The Maasai Mara is hands down one of the most spectacular places on earth. With over 1,600,000 wildebeest, zebra, impala, lions and cheetahs migrating through its surreal landscape annually, this Kenyan park offers a safari experience like no other. The Maasai Mara and the Serengeti are the same contiguous landmass, separated only by the crocodile-infested Mara River that straddles the border between Tanzania and Kenya, but one thing that makes the Mara so special is the culture. The name Maasai Mara refers to the fact that this isn’t a government-run park but the land of the Maasai tribe and that they govern and protect it, just as they always have.
We pulled up to the upscale Mara Leisure Camp on the local hoopty bus (likely the first guest-drop off its kind), dusted ourselves off and checked into our tented hotel. Run by a virtually all-Maasai staff, the 25-room camp embraces the Mara with campaign-style tents that only have a thin zip-up screen separating you from the outdoors.
The next morning we loaded up the Land Rover with our trusty guide Bernard and ventured into the 200-square mile Mara. (Mara means “spotted land” in Maasai, named after the large number of animals roaming its wide open plains and the occasional acacia tree dotting its landscape.)
Driving by the airstrip, we could see that it wasn’t just the buses that have trouble entering the Mara. Wildebeest are everywhere this time of year, even the tarmac.

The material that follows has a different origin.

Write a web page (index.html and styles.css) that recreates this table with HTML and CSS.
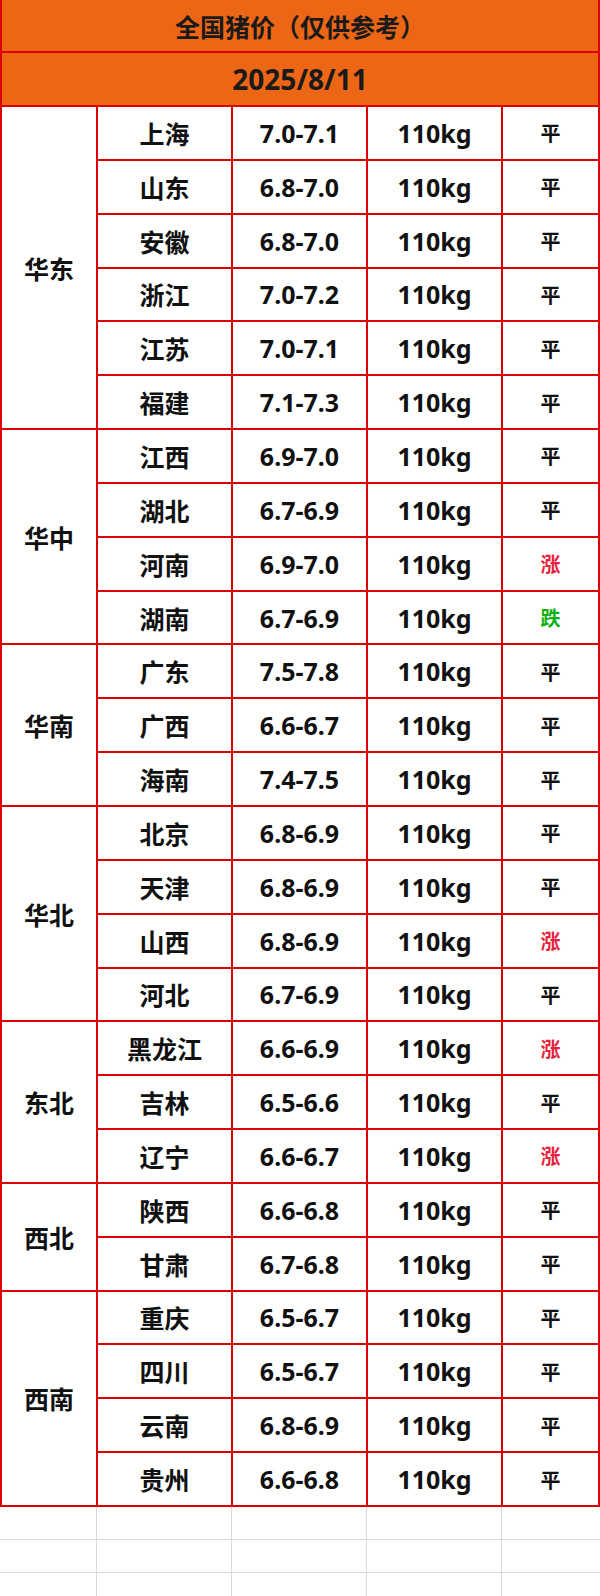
FILE: index.html
```html
<!DOCTYPE html>
<html lang="zh-CN">
<head>
<meta charset="utf-8">
<title>全国猪价</title>
<link rel="stylesheet" href="styles.css">
</head>
<body>
<div class="sheet">
  <div class="head title">全国猪价（仅供参考）</div>
  <div class="head date">2025/8/11</div>

  <div class="region r6">华东</div>
  <div class="cell">上海</div><div class="cell num">7.0-7.1</div><div class="cell num">110kg</div><div class="cell trend">平</div>
  <div class="cell">山东</div><div class="cell num">6.8-7.0</div><div class="cell num">110kg</div><div class="cell trend">平</div>
  <div class="cell">安徽</div><div class="cell num">6.8-7.0</div><div class="cell num">110kg</div><div class="cell trend">平</div>
  <div class="cell">浙江</div><div class="cell num">7.0-7.2</div><div class="cell num">110kg</div><div class="cell trend">平</div>
  <div class="cell">江苏</div><div class="cell num">7.0-7.1</div><div class="cell num">110kg</div><div class="cell trend">平</div>
  <div class="cell">福建</div><div class="cell num">7.1-7.3</div><div class="cell num">110kg</div><div class="cell trend">平</div>

  <div class="region r4">华中</div>
  <div class="cell">江西</div><div class="cell num">6.9-7.0</div><div class="cell num">110kg</div><div class="cell trend">平</div>
  <div class="cell">湖北</div><div class="cell num">6.7-6.9</div><div class="cell num">110kg</div><div class="cell trend">平</div>
  <div class="cell">河南</div><div class="cell num">6.9-7.0</div><div class="cell num">110kg</div><div class="cell trend up">涨</div>
  <div class="cell">湖南</div><div class="cell num">6.7-6.9</div><div class="cell num">110kg</div><div class="cell trend down">跌</div>

  <div class="region r3">华南</div>
  <div class="cell">广东</div><div class="cell num">7.5-7.8</div><div class="cell num">110kg</div><div class="cell trend">平</div>
  <div class="cell">广西</div><div class="cell num">6.6-6.7</div><div class="cell num">110kg</div><div class="cell trend">平</div>
  <div class="cell">海南</div><div class="cell num">7.4-7.5</div><div class="cell num">110kg</div><div class="cell trend">平</div>

  <div class="region r4">华北</div>
  <div class="cell">北京</div><div class="cell num">6.8-6.9</div><div class="cell num">110kg</div><div class="cell trend">平</div>
  <div class="cell">天津</div><div class="cell num">6.8-6.9</div><div class="cell num">110kg</div><div class="cell trend">平</div>
  <div class="cell">山西</div><div class="cell num">6.8-6.9</div><div class="cell num">110kg</div><div class="cell trend up">涨</div>
  <div class="cell">河北</div><div class="cell num">6.7-6.9</div><div class="cell num">110kg</div><div class="cell trend">平</div>

  <div class="region r3">东北</div>
  <div class="cell">黑龙江</div><div class="cell num">6.6-6.9</div><div class="cell num">110kg</div><div class="cell trend up">涨</div>
  <div class="cell">吉林</div><div class="cell num">6.5-6.6</div><div class="cell num">110kg</div><div class="cell trend">平</div>
  <div class="cell">辽宁</div><div class="cell num">6.6-6.7</div><div class="cell num">110kg</div><div class="cell trend up">涨</div>

  <div class="region r2">西北</div>
  <div class="cell">陕西</div><div class="cell num">6.6-6.8</div><div class="cell num">110kg</div><div class="cell trend">平</div>
  <div class="cell">甘肃</div><div class="cell num">6.7-6.8</div><div class="cell num">110kg</div><div class="cell trend">平</div>

  <div class="region r4">西南</div>
  <div class="cell">重庆</div><div class="cell num">6.5-6.7</div><div class="cell num">110kg</div><div class="cell trend">平</div>
  <div class="cell">四川</div><div class="cell num">6.5-6.7</div><div class="cell num">110kg</div><div class="cell trend">平</div>
  <div class="cell">云南</div><div class="cell num">6.8-6.9</div><div class="cell num">110kg</div><div class="cell trend">平</div>
  <div class="cell">贵州</div><div class="cell num">6.6-6.8</div><div class="cell num">110kg</div><div class="cell trend">平</div>
</div>
<div class="blank">
  <div></div><div></div><div></div><div></div><div></div>
  <div></div><div></div><div></div><div></div><div></div>
  <div></div><div></div><div></div><div></div><div></div>
</div>
</body>
</html>
```
FILE: styles.css
```css
html, body {
  margin: 0;
  padding: 0;
  background: #ffffff;
}

body {
  width: 600px;
  font-family: "Noto Sans", "Noto Sans CJK SC", sans-serif;
  font-weight: 700;
  color: #111111;
}

.sheet {
  display: grid;
  grid-template-columns: 94px 133px 133px 133px 95px;
  grid-template-rows: 51px 52px repeat(26, 51.85px);
  gap: 2px;
  padding: 0 2px 2px 2px;
  background: #dc0000;
}

.sheet > div {
  display: flex;
  align-items: center;
  justify-content: center;
  background: #ffffff;
  white-space: nowrap;
}

.head {
  grid-column: 1 / -1;
  background: #ec6616 !important;
  color: #1a1a1a;
}

.title {
  font-size: 25px;
}

.date {
  font-size: 28px;
}

.region {
  font-size: 25px;
}

.r6 { grid-row: span 6; }
.r4 { grid-row: span 4; }
.r3 { grid-row: span 3; }
.r2 { grid-row: span 2; }

.cell {
  font-size: 25px;
}

.num {
  font-size: 25px;
}

.trend {
  font-size: 20px;
}

.up {
  color: #e8233d;
}

.down {
  color: #11b011;
}

.blank {
  display: grid;
  grid-template-columns: 97px 135px 135px 135px 98px;
  grid-auto-rows: 33px;
}

.blank > div {
  border-right: 1px solid #dadada;
  border-bottom: 1px solid #dadada;
}

.blank > div:nth-child(5n) {
  border-right: none;
}
```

Vultures are scavengers fighting for scraps the world over, but during the Great Migration and the predator feast that follows, they also get to eat like kings.
You know you have a good animal sighting when you can see the plaque on a lion’s massive incisors. Each safari in Africa got us up-close and personal with the animals, but the Maasai Mara seemed to be that much more intimate.
The following day Mara Leisure Camp organized a private encounter for Anne and I with a local Maasai tribe. We learned the history of their dances, heard a few stories passed down from generation to generation, and listened to the music of the antelope horn.
We fell in love with this family of giraffes after watching them take in a few drinks at the pond. When you’re 20-feet tall, lapping up water from a hole in the ground is no easy or graceful task. To get their six-foot long neck closer to the water, they have to spread their skinny legs and bow their head between them, then sip as fast as they can before too much blood rushes to their head. Whipping their neck up every so often, their mouths splash water and slobber around in the best possible way.
On day two, Bernard could sense our anticipation to experience the Great Migration so he had the kitchen prepare some picnic lunches for a full-day game drive to the Mara River, where the real action happens. When we arrived at the river its shores were packed with wildebeest and zebra nervously waiting their turn to cross—-and rightfully so. These wildebeest had the scare of their lives when a croc came out of nowhere as they were exiting the other side.
After watching the frenzy of wildebeest and zebra darting back and forth across the river, crocs nipping at them underwater, and leopards waiting for them on the other side, we didn’t think any more action was possible…but in the Mara there is no cap on the adventures in a day. Enter the greatest cheetah encounter ever!! We found a mother and baby cheetah relaxing in the shade of a shrub and were totally content enjoying this peaceful moment but then they set out for the hunt. The mother moved with incredible grace and efficiency as she sought out a better vantage point, while the baby scrambled to follow. The mound (see top) she was using was not cutting it, so this cheetah found a new lookout spot…the roof of our car!!!! While we might look calm and collected, our hearts and minds were racing, thinking that her hungry gaze could turn on us at any moment. (VIDEO: Watch this beautiful beast makes its way towards Anne’s head and down the hood of our safari vehicle.)
The Maasai Mara may be one of the most touristy African safari parks but anything you have to endure to get here or experience it is completely worth it. To see a single acacia tree spring up from endless golden grasslands, the Maasai women dripping in homemade jewelry, and a million wildebeest stampede around you…these are things that only the Mara is made of.